3. Align Your Terms of Service and Checkout UX

Why it matters
Terms buried in long “Terms & Conditions” documents don’t help if customers never see them. Integrating dispute provisions into the user journey boosts enforceability.

Best practices

  • Checkbox acceptance: Require customers to click “I agree” to your refund and chargeback policy during checkout.

  • Hyperlinked summaries: Show a short refund summary with a “Learn more” link to the full policy.

  • Order confirmation reminders: Include a brief policy recap in the confirmation email.

By weaving these terms into your UX flow, you create multiple touchpoints where customers actively acknowledge your rules—crucial evidence if you end up in a dispute.

4. Prevention Is Your First Line of Defense

Why it matters
Most chargebacks stem from customer confusion or unmet expectations. Prevent them with proactive communication.

Preventive measures

  • Clear product descriptions: Detailed specs, sizing charts, or service outlines.

  • Shipping notifications: Real-time tracking emails and delivery confirmations.

  • Easy support access: A visible “Contact Us” link for pre-chargeback inquiries.

  • Automated refunds: Fast, hassle-free refunds where possible to resolve issues before they escalate.

Customers who feel heard and valued are far less likely to file a chargeback—and more likely to buy again.

5. Monitor Metrics and Optimize Continuously

Why it matters
Chargeback ratios can affect your processing rates or even lead to account termination.

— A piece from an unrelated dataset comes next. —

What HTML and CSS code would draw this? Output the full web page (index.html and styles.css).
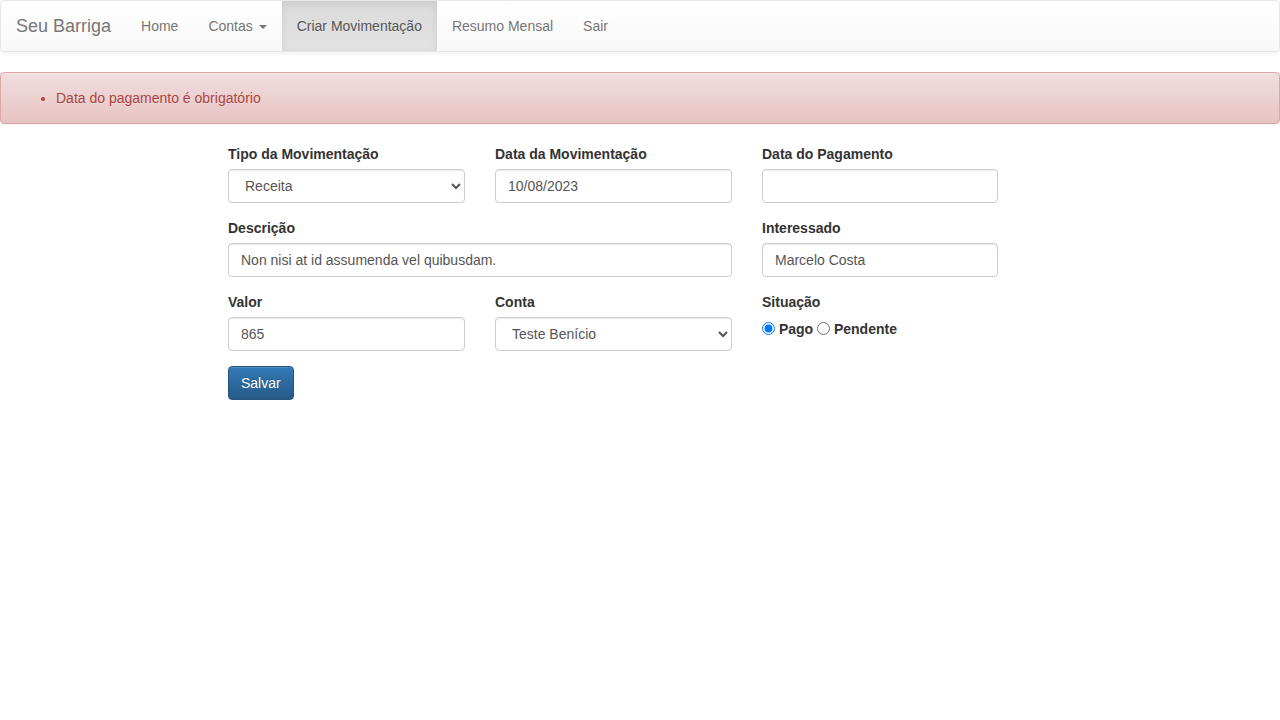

Tracking data helps you spot trouble early.

Metrics to watch

  • Chargeback ratio: Number of chargebacks divided by total transactions.

  • Refund rate: Percentage of orders refunded.

  • Dispute win rate: Percentage of chargebacks you successfully contest.

  • Time to resolution: Average days to resolve refunds or disputes.

Regularly review these KPIs with your finance team. If chargebacks spike, audit your policies, product pages, or support workflows to pinpoint and fix the root causes.

Chargebacks and refunds don’t have to be a drain on your business. By codifying clear refund windows, educating customers, embedding dispute terms throughout the checkout journey, and maintaining rigorous internal processes, you’ll resolve issues faster, keep more revenue, and build stronger customer relationships.